While artificial intelligence (AI) has proven to be an effective lever to pull for consolidating and making sense of this data, it too requires high-quality, clean data to operate efficiently, and so we often hit a roadblock again.

Last year, IBM surveyed enterprise-scale companies on their AI adoption and found that too much data complexity was a key barrier for 25% of organizations. Fast forward nearly a year and still, when Glasswing’s Founder and Managing Partner, Rick Grinnell, speaks with chief information security officers (CISOs), concerns around data integrity and availability prevail.

Knowledge graphs, or representations of interconnected data, present one solution to this common problem. By capturing facts and recognizing the relationships between them, knowledge graphs enable AI systems to derive meaning and context from vast amounts of data and draw more accurate conclusions.

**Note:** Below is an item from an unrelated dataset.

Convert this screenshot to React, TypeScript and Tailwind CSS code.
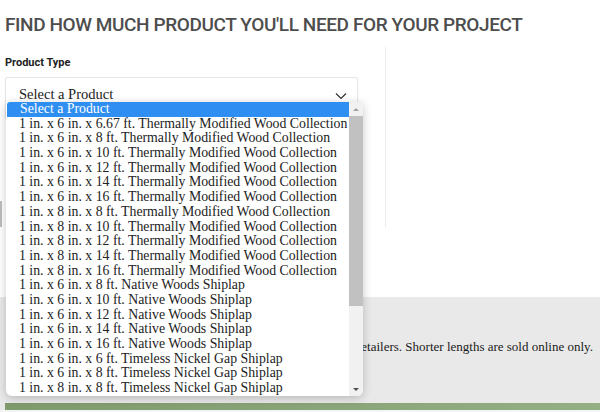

Three AI Concerns Knowledge Graphs Address

Since the beginning of AI’s mass consumerization in 2022, three major concerns have dominated the industry: hallucinations, data integrity and availability, and explainability. By connecting different data sets and identifying relationships between them — similar to how a human brain connects certain locations with people and memories — knowledge graphs help alleviate each of these concerns.

1. Hallucinations

When an AI system is trained on one distinct set of data, there is a higher propensity for that AI system to hallucinate, or present a false answer as true, because of its limited resources and understanding. When a knowledge graph is added to the system, the standard rows and columns of data on which AI is trained turn into a dynamic web of nodes and edges. With this web, the AI can identify the data that is most relevant to the question being asked and produce the most relevant and correct response as a result.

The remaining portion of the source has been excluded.